To assess the impact of the underlying material on the sensor response, particularly in relation to thermal inertia and conductivity, a MCTCA of similar architecture was mounted atop each of a 195 × 100 × 10 mm plywood board and a 212 × 102 × 3 mm aluminium plate. Each SSP was labelled S1-S6 (wood sensor) and SA1-SA6 (aluminium sensor), as shown in Figure 2b. Commercial T-type TC’s labelled TC1/TCA1 and TC2/TCA2 were placed next to S2/SA2 and S5/SA5 respectively for validation purposes.

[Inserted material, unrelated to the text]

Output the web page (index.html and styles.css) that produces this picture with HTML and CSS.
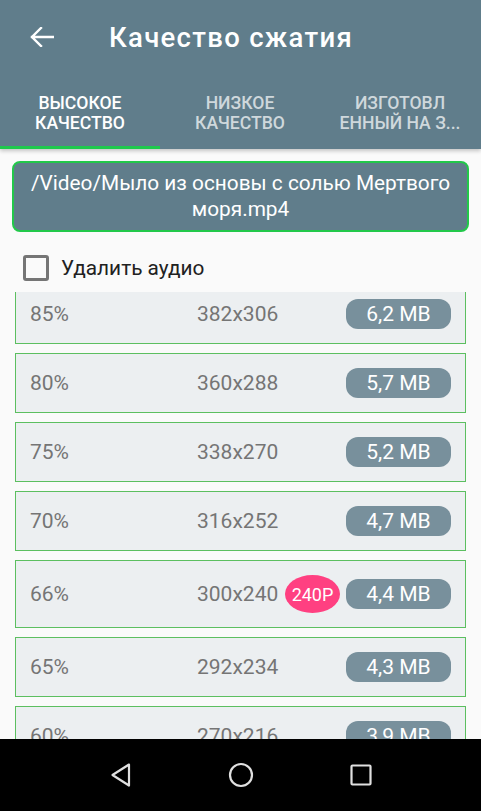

Each sensor together with the commercial TCs was embedded in epoxy potting resin (~2 mm thickness) to provide mechanical stability and to ensure direct contact was maintained between the sensor and the underlying material. An additional commercial TC (labelled TC3 in Figure 2b) was placed alongside the two sensors in the chamber and was used to accurately measure the internal temperature and to determine when the temperature of the sensors had equalised with their surroundings.

An operator’s finger was used as a heat source to apply localised heating to each of the SSP’s in order to test their individual responses. Figure 3 reveals that all measured temperatures from all SSPs are independent. TC1 responds in accordance with S2, and TC2 responds in accordance with S5 because these are situated in close proximity. The temperature increase varies for each SSP due to the variable time interval of each finger touch. S1 is initially at a higher temperature due to being touched prior to the time shown. S6 displays behaviour indicating the presence of a weak junction, including abnormally large temperature fluctuations and a large temperature offset. It was determined that both S6 and SA6 were damaged during fabrication and their outputs were excluded from the experimental analysis. The damage can most likely be attributed to excessive flexion of the resin layer during curing and should be mitigated by improvements made to the embedding process since this study.

Detailed numerical calibration via mathematical simulation and experimental calibration using calibrated thermocouples (which are certificated by United Kingdom Accreditation Service) were carried out to analyse the potential error across the MCTCA. As a result of these calibration studies, the size of the “dissimilar region” and changes in Seebeck coefficient of the material were found as the two most critical parameters that can cause error. More details about calibration methods applied in this paper are described in Ref. [42]. The experimental calibration test (see Figure 3) was carried out to demonstrate independent readings of the MCTCA SSP’s and to monitor if there is any relatively abnormal reading due damage occurring on the fabricated sensor during implementation. The results show that both the Seebeck coefficient and the size of the “dissimilar regions” were well-controlled during our fabrication. This is because the junction size was minimised as much as it could be which led to a negligible amount of fabrication sourced error. As a result, the total measurement error is still less than 1.1 °C which is comparable with many sensors error (ISO).

2.3. Measurement Set-Up

MCTCA and commercial TCs measurements were recorded with a mean frequency of 0.320 Hz using an NI 9213 data logger and a proprietary LabVIEW based data logging software developed by J.-S. Kim et al. [42,43,44,45,46,47,48,49,50].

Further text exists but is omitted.